Femke Snelting is an artist and designer who works with the interdisciplinary and international graphic design collective Open Source Publishing based in Brussels. During her presentation Snelting addresses the possibilities and realities of design, illustration and typography using a range of F/LOSS (free/libre/open-source software) tools. While modifying and expanding their toolbox, OSP uses solely open software since 2006 to investigate its potential in a professional design environment.
Femke Snelting @ The Unbound Book conference photo cc by-sa Sebastiaan ter Burg
Femke Snelting is the second speaker during the first panel (Open Publishing Tools) on Day 1 of the Unbound Book Conference. She explains how while growing tired of being tied to Macs with Adobe software, the founding members of OSP decided to move away from the suite and explore the rich landscape of other softwares. Switching to Linux and F/LOSS tools freed them from proprietary software and changed their ways of thinking about their practice. Amongst other activities, they started throwing “print parties” (where participants designed a book) in order to spread awareness of other options within a wider public.
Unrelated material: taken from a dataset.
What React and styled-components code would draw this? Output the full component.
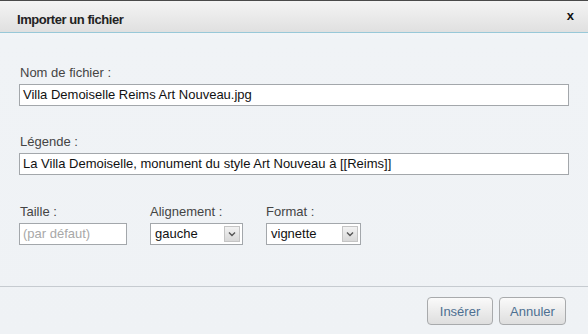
import styled, { createGlobalStyle } from "styled-components";

const GlobalStyle = createGlobalStyle`
  html, body {
    margin: 0;
    padding: 0;
    background: #f0f3f6;
  }
  * {
    box-sizing: border-box;
  }
`;

const Dialog = styled.div`
  width: 588px;
  height: 334px;
  display: flex;
  flex-direction: column;
  font-family: "Liberation Sans", Arial, sans-serif;
  font-size: 13px;
  color: #333;
  background: linear-gradient(to bottom, #fbfdfe 0px, #f0f3f6 40px, #eff2f5 100%);
`;

const TitleBar = styled.div`
  height: 33px;
  flex: none;
  display: flex;
  align-items: flex-start;
  justify-content: space-between;
  padding: 11px 14px 0 17px;
  border-top: 1px solid #4a4a4a;
  border-bottom: 1px solid #98c8d8;
  background: linear-gradient(to bottom, #f4f4f4, #e0e0e0);
`;

const Title = styled.h1`
  margin: 0;
  font-size: 13px;
  line-height: 16px;
  letter-spacing: -0.45px;
  font-weight: bold;
  color: #222;
`;

const Close = styled.span`
  font-size: 13px;
  line-height: 13px;
  font-weight: bold;
  color: #111;
  margin-top: -3px;
  cursor: pointer;
`;

const Body = styled.div`
  flex: 1;
  padding: 32px 19px 0 19px;
  display: flex;
  flex-direction: column;
  gap: 28px;
`;

const Field = styled.div`
  display: flex;
  flex-direction: column;
  width: ${(p) => p.$width || "auto"};
`;

const Label = styled.label`
  line-height: 16px;
  margin: 0 0 3px 1px;
  color: #444;
`;

const TextInput = styled.div`
  height: 22px;
  width: ${(p) => p.$width || "100%"};
  border: 1px solid #a3a7ab;
  background: #fff;
  padding: 0 3px;
  line-height: 20px;
  color: ${(p) => (p.$placeholder ? "#a8a8a8" : "#111")};
  white-space: nowrap;
  overflow: hidden;
`;

const Row = styled.div`
  display: flex;
  align-items: flex-start;
  margin-top: 1px;
`;

const Select = styled.div`
  height: 22px;
  width: ${(p) => p.$width};
  margin-left: 1px;
  display: flex;
  align-items: center;
  border: 1px solid #a3a7ab;
  background: #fff;
  padding: 0 2px 0 4px;
  color: #111;
`;

const SelectText = styled.span`
  flex: 1;
  line-height: 20px;
`;

const Arrow = styled.span`
  width: 16px;
  height: 16px;
  display: flex;
  align-items: center;
  justify-content: center;
  border: 1px solid #c4c4c4;
  background: linear-gradient(to bottom, #f2f2f2, #d8d8d8);
`;

const Footer = styled.div`
  height: 48px;
  flex: none;
  border-top: 1px solid #c6cbd0;
  display: flex;
  justify-content: flex-end;
  align-items: flex-start;
  gap: 6px;
  padding: 10px 22px 0 0;
`;

const Button = styled.button`
  height: 28px;
  width: ${(p) => p.$width};
  font-family: "Liberation Sans", Arial, sans-serif;
  font-size: 13px;
  color: #4d6f91;
  border: 1px solid #a8aaac;
  border-radius: 4px;
  background: linear-gradient(to bottom, #fafafa, #dedede);
  padding: 0;
  cursor: pointer;
`;

function Chevron() {
  return (
    <svg width="8" height="6" viewBox="0 0 8 6">
      <path d="M1 1.5 L4 4.5 L7 1.5" fill="none" stroke="#555" strokeWidth="1.4" />
    </svg>
  );
}

export default function App() {
  return (
    <Dialog>
      <GlobalStyle />
      <TitleBar>
        <Title>Importer un fichier</Title>
        <Close>x</Close>
      </TitleBar>
      <Body>
        <Field>
          <Label>Nom de fichier :</Label>
          <TextInput>Villa Demoiselle Reims Art Nouveau.jpg</TextInput>
        </Field>
        <Field>
          <Label>Légende :</Label>
          <TextInput>La Villa Demoiselle, monument du style Art Nouveau à [[Reims]]</TextInput>
        </Field>
        <Row>
          <Field $width="130px">
            <Label>Taille :</Label>
            <TextInput $width="108px" $placeholder>
              (par défaut)
            </TextInput>
          </Field>
          <Field $width="116px">
            <Label>Alignement :</Label>
            <Select $width="93px">
              <SelectText>gauche</SelectText>
              <Arrow>
                <Chevron />
              </Arrow>
            </Select>
          </Field>
          <Field $width="100px">
            <Label>Format :</Label>
            <Select $width="95px">
              <SelectText>vignette</SelectText>
              <Arrow>
                <Chevron />
              </Arrow>
            </Select>
          </Field>
        </Row>
      </Body>
      <Footer>
        <Button $width="66px">Insérer</Button>
        <Button $width="67px">Annuler</Button>
      </Footer>
    </Dialog>
  );
}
She mentiones the possibility of a dialogue between OSP and libre software developers as one of the main advantages of switching from proprietary to open: “If we depend on the software, we need to be able to make it better”. She follows this stance with a story of experiencing technical problems with rendering PDF files while using Scribus (open source program for professional page layout). The problems were addressed in an e-mail correspondence between OSP and Scribus and in result OSP members became active members of the Scribus community. Snelting asserts that such involvement would have never been possible, had OSP been using Adobe packages.
OSP actively develops fonts and Snelting mentions univers else which is notable for being reproduced from the original univers font through custom software developed by OSP (which generates fonts from scanned sources). Linking to this, Snelting also mentions a project based on scanning a book, generating a font from its typeface and producing a PDF (the project is still unnamed but will make its debut at Verbindingen/Jonctions 13 this Fall in Brussels).
Femke Snelting’s presentation proves that open source tools can be used as a viable publishing model. Open Source Publishing’s book Verbindingen/Jonctions 10: Tracks in electr(on)ic fields is a Fernand Baudin 2009 prize-winning publication which was designed and typeset using only F/LOSS software. Pierre Huyghebaert and Femke Snelting collaborated on it using ConTeXt, Gimp, Inkscape and Scribus.